Metro Vancouver creates tool kit for cities to retain, grow tree canopies

Metro Vancouver planners say Vancouver's West End is an example of a healthy tree canopy in a high density neighbourhood. (Ben Nelms/CBC - image credit)
Metro Vancouver planners say Vancouver's West End is an example of a healthy tree canopy in a high density neighbourhood. (Ben Nelms/CBC - image credit)

Metro Vancouver has developed a guide for its federation of 21 municipalities to manage urban forests, which are proven to make cities more livable, healthy and cooler.

The Metro Vancouver Tree Regulations Tool Kit includes "must haves" for city officials to use to balance development and the need for tree canopy cover.

Tree canopy is the amount of ground covered by leaves and branches in cities as seen from above.

"They can help buffer the impacts of climate change, which is extreme heat, and storm water management," said Edward Nichol, a regional planner with Metro Vancouver who worked on the plan.

"I think we are really starting to see trees and other forms of green infrastructure being viewed as essential forms of city infrastructure."

Trees versus development

For decades, canopy covers have been in decline in cities like Vancouver, but planners are trying to change that.

In September, the City of Vancouver met a 10-year tree planting goal to try to raise its tree canopy to 22 per cent from 18 per cent.

Metro Vancouver has a goal of increasing tree canopy across the region to a net value of 40 per cent by 2050 from 32 per cent.

The goal is tempered by a Metro Vancouver study from September 2019 that showed development, such as housing and roads, would result in a decline in canopy cover over the next three decades.

"This is a region where there is a lot of competition for land and a lot of the growth that we're seeing is in the urban areas of the region so competition for spaces is certainly a factor here," said Nichol.
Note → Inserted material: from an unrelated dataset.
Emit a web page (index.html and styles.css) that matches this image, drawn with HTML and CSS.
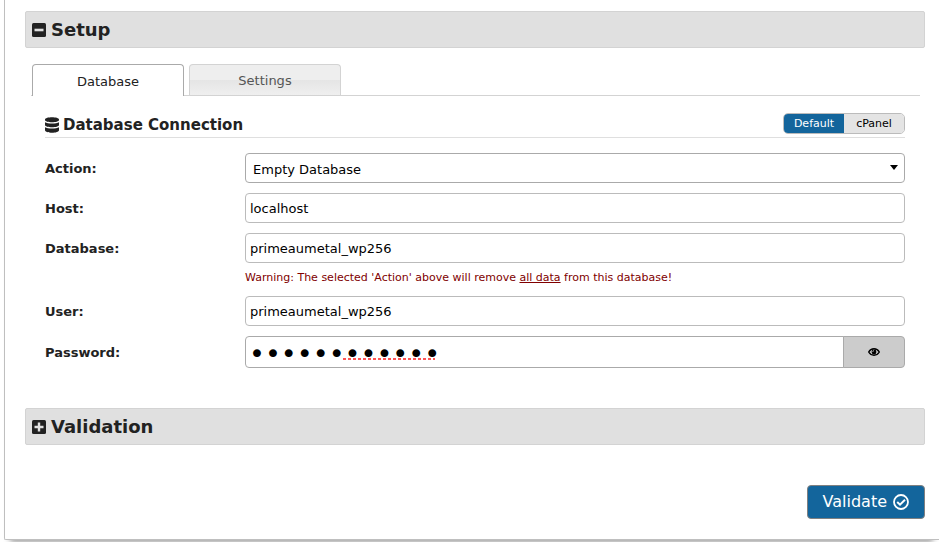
FILE: index.html
```html
<!DOCTYPE html>
<html lang="en">
<head>
<meta charset="utf-8">
<title>Setup</title>
<link rel="stylesheet" href="styles.css">
</head>
<body>
<main class="card">
  <h2 class="section">
    <button type="button" class="section-toggle" aria-expanded="true">
      <svg class="square" viewBox="0 0 14 14" aria-hidden="true"><rect width="14" height="14" rx="1.500"/><path d="M2.500 7h9" stroke="#e0e0e0" stroke-width="2.600"/></svg>
      Setup
    </button>
  </h2>

  <nav class="tabs" role="tablist">
    <button type="button" class="tab tab-active" role="tab" aria-selected="true">Database</button>
    <button type="button" class="tab" role="tab" aria-selected="false">Settings</button>
  </nav>

  <form class="panel">
    <div class="panel-head">
      <h3 class="panel-title">
        <svg class="db" viewBox="0 0 14 16" aria-hidden="true"><path d="M0 2.500C0-.6 14-.6 14 2.500V3c0 3-14 3-14 0zM0 5.200c2.500 1.700 11.500 1.700 14 0V8c0 3-14 3-14 0zM0 10.200c2.500 1.700 11.500 1.700 14 0V13.300c0 3.300-14 3.300-14 0z"/></svg>
        Database Connection
      </h3>
      <div class="modes">
        <button type="button" class="mode mode-active">Default</button>
        <button type="button" class="mode">cPanel</button>
      </div>
    </div>

    <div class="row">
      <label for="action">Action:</label>
      <div class="select-wrap">
        <select id="action" class="control select"><option>Empty Database</option></select>
        <svg class="caret" viewBox="0 0 8 5" aria-hidden="true"><path d="M0 0h8L4 5z"/></svg>
      </div>
    </div>
    <div class="row">
      <label for="host">Host:</label>
      <input id="host" class="control" type="text" value="localhost">
    </div>
    <div class="row">
      <label for="database">Database:</label>
      <input id="database" class="control" type="text" value="primeaumetal_wp256">
      <p class="warning">Warning: The selected 'Action' above will remove <u>all data</u> from this database!</p>
    </div>
    <div class="row">
      <label for="user">User:</label>
      <input id="user" class="control" type="text" value="primeaumetal_wp256">
    </div>
    <div class="row">
      <label for="password">Password:</label>
      <div class="password">
        <input id="password" class="control secret" type="password" value="abcdefghijkl">
        <span class="squiggle"></span>
        <button type="button" class="reveal" aria-label="Show password">
          <svg class="eye" viewBox="0 0 12 8" aria-hidden="true"><path d="M.7 4C3-.3 9-.3 11.300 4 9 8.300 3 8.300.7 4z" fill="none" stroke="#000" stroke-width="1.400"/><circle cx="6" cy="4" r="2.400"/><path d="M4.700 3.900A1.300 1.300 0 0 1 6 2.600" fill="none" stroke="#ccc" stroke-width=".8"/></svg>
        </button>
      </div>
    </div>
  </form>

  <h2 class="section">
    <button type="button" class="section-toggle" aria-expanded="false">
      <svg class="square" viewBox="0 0 14 14" aria-hidden="true"><rect width="14" height="14" rx="1.500"/><path d="M2.500 7h9M7 2.500v9" stroke="#e0e0e0" stroke-width="2.400"/></svg>
      Validation
    </button>
  </h2>

  <div class="actions">
    <button type="button" class="validate">Validate
      <svg class="check" viewBox="0 0 16 16" aria-hidden="true"><circle cx="8" cy="8" r="7" fill="none" stroke="#fff" stroke-width="1.800"/><path d="M4.200 8l2.800 2.700 5-5" fill="none" stroke="#fff" stroke-width="2"/></svg>
    </button>
  </div>
</main>
</body>
</html>
```
FILE: styles.css
```css
* {
  box-sizing: border-box;
}

body {
  margin: 0;
  background: #fff;
  color: #222;
  font: 13px/16px Verdana, "DejaVu Sans", sans-serif;
  overflow-x: hidden;
}

button,
input,
select {
  margin: 0;
  font: inherit;
}

.card {
  margin: 0 0 2px 4px;
  padding: 11px 14px 20px 20px;
  border: 1px solid #bfbfbf;
  border-width: 0 0 1px 1px;
  border-radius: 0 0 0 2px;
  box-shadow: 0 8px 6px -6px #999;
}

.section {
  margin: 0;
  border: 1px solid #d3d3d3;
  border-radius: 2px;
  background: #e0e0e0;
}

.section-toggle {
  display: flex;
  align-items: center;
  gap: 5px;
  width: 100%;
  height: 35px;
  padding: 0 6px;
  border: 0;
  background: none;
  color: #222;
  font-size: 18px;
  font-weight: bold;
}

.square {
  width: 14px;
  height: 14px;
  fill: #222;
}

.tabs {
  display: flex;
  gap: 5px;
  margin: 16px 5px 0 6px;
  padding-left: 1px;
  height: 32px;
  border-bottom: 1px solid #d3d3d3;
}

.tab {
  width: 152px;
  height: 31px;
  padding: 2px 0 0;
  border: 1px solid #d3d3d3;
  border-bottom: 0;
  border-radius: 4px 4px 0 0;
  background: linear-gradient(#eee 0 50%, #e5e5e5 50%, #efefef);
  color: #555;
}

.tab-active {
  height: 32px;
  border-color: #aaa;
  background: #fff;
  color: #212121;
}

.panel {
  display: flex;
  flex-direction: column;
  gap: 10px;
  padding: 17px 20px 40px;
}

.panel-head {
  display: flex;
  justify-content: space-between;
  height: 25px;
  margin-bottom: 5px;
  border-bottom: 1px solid #dfdfdf;
}

.panel-title {
  display: flex;
  align-items: center;
  gap: 4px;
  height: 24px;
  margin: 0;
  font-size: 15px;
}

.db {
  width: 14px;
  height: 16px;
  fill: #222;
}

.modes {
  display: flex;
  height: 21px;
  border: 1px solid #bbb;
  border-radius: 5px;
  overflow: hidden;
}

.mode {
  width: 60px;
  padding: 0;
  border: 0;
  background: #e4e4e4;
  color: #000;
  font-size: 11px;
}

.mode-active {
  background: #13659c;
  color: #fff;
}

.row {
  display: grid;
  grid-template-columns: 200px 1fr;
  align-items: center;
}

.row label {
  padding-top: 1px;
  font-weight: bold;
}

.control {
  display: block;
  width: 100%;
  height: 30px;
  padding: 0 4px;
  border: 1px solid #bbb;
  border-radius: 4px;
  background: #fff;
  color: #000;
}

.select-wrap {
  position: relative;
}

.select {
  appearance: none;
  padding: 3px 7px 0;
  border-color: #aaa;
}

.caret {
  position: absolute;
  top: 12px;
  right: 7px;
  width: 8px;
  height: 5px;
  pointer-events: none;
}

.warning {
  grid-column: 2;
  margin: 7px 0 0;
  color: maroon;
  font-size: 11px;
}

.password {
  position: relative;
  display: flex;
  height: 32px;
}

.secret {
  flex: 1;
  height: 32px;
  padding: 2px 3px 0;
  border-color: #aaa;
  border-radius: 4px 0 0 4px;
  font-size: 27px;
}

.squiggle {
  position: absolute;
  left: 98px;
  bottom: 8px;
  width: 92px;
  height: 2px;
  background: repeating-linear-gradient(90deg, #f55 0 3px, transparent 3px 5px);
}

.reveal {
  display: flex;
  align-items: center;
  justify-content: center;
  width: 62px;
  margin-left: -1px;
  padding: 0;
  border: 1px solid #aaa;
  border-radius: 0 4px 4px 0;
  background: #ccc;
}

.eye {
  width: 12px;
  height: 8px;
}

.actions {
  display: flex;
  justify-content: flex-end;
  margin-top: 40px;
}

.validate {
  display: flex;
  align-items: center;
  justify-content: center;
  gap: 6px;
  height: 34px;
  padding: 0 15px;
  border: 1px solid gray;
  border-radius: 4px;
  background: #13659c;
  color: #fff;
  font-size: 16px;
}

.check {
  width: 16px;
  height: 16px;
}
```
The tool kit is meant to address the competition between finding space and growing areas for trees in cities, which are becoming increasingly dense with housing.

Ben Nelms/CBC
Ben Nelms/CBC

The tool kit includes 12 "must have" policies or bylaws, which range from tree protection bylaws that penalize people who remove trees of certain sizes without permits to what trees that are legally removed should be replaced with.
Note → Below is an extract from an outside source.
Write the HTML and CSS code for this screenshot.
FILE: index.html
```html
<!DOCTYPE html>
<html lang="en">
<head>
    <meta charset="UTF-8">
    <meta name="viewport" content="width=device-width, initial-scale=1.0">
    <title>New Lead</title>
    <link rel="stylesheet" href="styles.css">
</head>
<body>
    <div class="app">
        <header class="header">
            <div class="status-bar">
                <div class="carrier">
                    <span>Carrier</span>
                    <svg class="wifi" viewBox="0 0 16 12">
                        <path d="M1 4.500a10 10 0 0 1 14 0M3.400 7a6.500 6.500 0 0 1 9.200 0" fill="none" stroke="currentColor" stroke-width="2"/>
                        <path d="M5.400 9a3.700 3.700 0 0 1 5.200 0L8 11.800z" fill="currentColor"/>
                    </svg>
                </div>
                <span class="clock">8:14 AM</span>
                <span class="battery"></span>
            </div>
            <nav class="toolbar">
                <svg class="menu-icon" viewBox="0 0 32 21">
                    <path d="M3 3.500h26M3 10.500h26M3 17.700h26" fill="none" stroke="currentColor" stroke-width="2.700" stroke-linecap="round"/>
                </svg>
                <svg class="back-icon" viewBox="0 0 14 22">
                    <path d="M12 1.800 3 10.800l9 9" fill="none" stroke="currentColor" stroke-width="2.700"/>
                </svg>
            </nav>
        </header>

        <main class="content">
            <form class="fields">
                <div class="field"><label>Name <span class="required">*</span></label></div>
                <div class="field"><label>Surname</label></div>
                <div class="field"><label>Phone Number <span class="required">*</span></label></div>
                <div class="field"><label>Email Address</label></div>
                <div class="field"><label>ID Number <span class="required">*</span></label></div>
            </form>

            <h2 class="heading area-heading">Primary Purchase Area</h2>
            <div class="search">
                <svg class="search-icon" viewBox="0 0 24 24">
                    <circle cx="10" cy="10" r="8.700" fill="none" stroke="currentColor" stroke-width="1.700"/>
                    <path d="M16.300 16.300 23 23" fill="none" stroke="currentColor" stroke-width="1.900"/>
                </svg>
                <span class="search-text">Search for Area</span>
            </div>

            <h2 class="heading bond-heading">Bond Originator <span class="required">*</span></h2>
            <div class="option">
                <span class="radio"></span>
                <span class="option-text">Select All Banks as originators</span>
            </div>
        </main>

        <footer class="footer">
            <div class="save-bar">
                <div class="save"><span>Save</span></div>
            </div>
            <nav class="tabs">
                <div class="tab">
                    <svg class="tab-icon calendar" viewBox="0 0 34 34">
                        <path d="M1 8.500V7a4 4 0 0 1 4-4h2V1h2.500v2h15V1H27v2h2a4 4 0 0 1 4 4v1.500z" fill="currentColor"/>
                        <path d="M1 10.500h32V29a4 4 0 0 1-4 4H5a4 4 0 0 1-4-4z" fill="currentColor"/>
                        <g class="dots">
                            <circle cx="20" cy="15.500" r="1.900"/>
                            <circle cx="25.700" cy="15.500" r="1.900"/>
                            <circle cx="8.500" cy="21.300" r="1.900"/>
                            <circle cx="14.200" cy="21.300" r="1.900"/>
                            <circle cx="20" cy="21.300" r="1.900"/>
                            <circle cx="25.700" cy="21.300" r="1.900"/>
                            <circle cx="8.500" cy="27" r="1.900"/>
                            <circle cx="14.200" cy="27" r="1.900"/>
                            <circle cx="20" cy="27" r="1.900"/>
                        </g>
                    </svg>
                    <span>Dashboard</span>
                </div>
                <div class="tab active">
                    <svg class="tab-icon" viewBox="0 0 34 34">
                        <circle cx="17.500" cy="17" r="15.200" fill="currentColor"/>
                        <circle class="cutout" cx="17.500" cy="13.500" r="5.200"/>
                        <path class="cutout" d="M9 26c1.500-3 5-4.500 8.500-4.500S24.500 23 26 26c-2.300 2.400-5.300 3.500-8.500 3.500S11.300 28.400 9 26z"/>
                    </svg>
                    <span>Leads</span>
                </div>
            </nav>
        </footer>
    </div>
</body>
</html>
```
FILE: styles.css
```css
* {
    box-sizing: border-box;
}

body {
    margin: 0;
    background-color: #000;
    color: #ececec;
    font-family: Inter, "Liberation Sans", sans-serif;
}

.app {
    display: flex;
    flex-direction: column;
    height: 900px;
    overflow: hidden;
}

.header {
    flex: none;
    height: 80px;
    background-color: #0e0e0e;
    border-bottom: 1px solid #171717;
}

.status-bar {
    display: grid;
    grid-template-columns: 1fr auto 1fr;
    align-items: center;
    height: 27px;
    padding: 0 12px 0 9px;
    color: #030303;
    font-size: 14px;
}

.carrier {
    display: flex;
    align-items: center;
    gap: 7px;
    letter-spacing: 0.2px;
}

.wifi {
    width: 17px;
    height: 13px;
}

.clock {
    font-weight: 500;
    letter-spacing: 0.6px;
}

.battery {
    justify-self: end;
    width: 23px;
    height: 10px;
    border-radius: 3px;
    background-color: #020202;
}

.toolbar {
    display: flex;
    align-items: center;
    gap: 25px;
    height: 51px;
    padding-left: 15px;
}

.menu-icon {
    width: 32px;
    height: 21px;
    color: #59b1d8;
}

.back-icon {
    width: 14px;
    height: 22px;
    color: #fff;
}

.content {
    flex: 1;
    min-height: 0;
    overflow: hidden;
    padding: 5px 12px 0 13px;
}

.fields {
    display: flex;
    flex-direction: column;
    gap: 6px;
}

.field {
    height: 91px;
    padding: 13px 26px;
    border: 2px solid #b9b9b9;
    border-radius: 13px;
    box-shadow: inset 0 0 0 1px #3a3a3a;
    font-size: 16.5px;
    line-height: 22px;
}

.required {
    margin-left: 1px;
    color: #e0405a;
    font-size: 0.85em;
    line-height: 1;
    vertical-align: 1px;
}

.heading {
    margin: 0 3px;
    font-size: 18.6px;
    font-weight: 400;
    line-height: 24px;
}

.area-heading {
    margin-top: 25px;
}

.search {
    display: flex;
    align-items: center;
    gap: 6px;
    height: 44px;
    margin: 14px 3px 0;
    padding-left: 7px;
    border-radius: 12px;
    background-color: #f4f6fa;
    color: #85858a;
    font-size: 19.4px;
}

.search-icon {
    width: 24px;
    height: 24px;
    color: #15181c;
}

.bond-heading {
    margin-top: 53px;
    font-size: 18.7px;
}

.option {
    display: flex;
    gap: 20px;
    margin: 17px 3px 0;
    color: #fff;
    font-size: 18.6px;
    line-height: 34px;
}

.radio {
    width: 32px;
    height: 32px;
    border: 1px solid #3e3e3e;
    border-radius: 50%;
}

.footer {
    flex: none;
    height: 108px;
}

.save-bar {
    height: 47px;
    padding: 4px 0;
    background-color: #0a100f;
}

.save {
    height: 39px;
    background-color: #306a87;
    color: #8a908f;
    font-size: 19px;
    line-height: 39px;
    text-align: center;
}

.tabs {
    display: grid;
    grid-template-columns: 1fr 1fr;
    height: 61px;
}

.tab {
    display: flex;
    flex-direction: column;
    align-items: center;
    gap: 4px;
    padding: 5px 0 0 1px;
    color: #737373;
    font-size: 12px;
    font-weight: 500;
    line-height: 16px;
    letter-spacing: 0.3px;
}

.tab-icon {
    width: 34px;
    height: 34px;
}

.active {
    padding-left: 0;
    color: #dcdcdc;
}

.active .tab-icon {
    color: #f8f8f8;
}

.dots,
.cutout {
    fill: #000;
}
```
Nichol said the tool kit is not meant to be prescriptive, but to give municipalities options for achieving tree canopy goals.

No 'silver bullet'

"It would be nice in a perfect world if there was a silver bullet solution but in many cases there are so many other factors to keep in mind that we wanted to keep it flexible," Nichol said.

UBC forestry professor Stephen Sheppard says the guide is desperately needed. Metro Vancouver says about a quarter of municipalities in the federation have not yet adopted tree protection bylaws.

"This is such an important issue," said Sheppard. "The current heat wave is the classic reminder that climate change is going to be very real and quite damaging and we're going to need all the trees we can get to cool us down and provide many other important benefits for our communities."

Ben Nelms/CBC
Ben Nelms/CBC

Sheppard would have liked to see more minimum requirements in the guide, such as setting a minimum size for trees that would require a permit to be removed.

Vancouver recently moved to change its rules around trees that require an assessment and a permit to be removed.

Previously a tree measuring 20 cm in diameter at breast height required a permit to be removed. The threshold is now 30 cm in diameter for at least the next 12-months.

The move was made to streamline what can often be a slow and expensive permit process. Sheppard said the change comes with a different cost.

"Making it easier to remove medium, maturing trees without a permit is kind of going in the opposite direction of the city's own canopy and green infrastructure targets," he said.

He hopes individual homeowners will make it a priority to plant trees on their properties and maintain them over time so they can help bolster tree canopies in their neighbourhoods.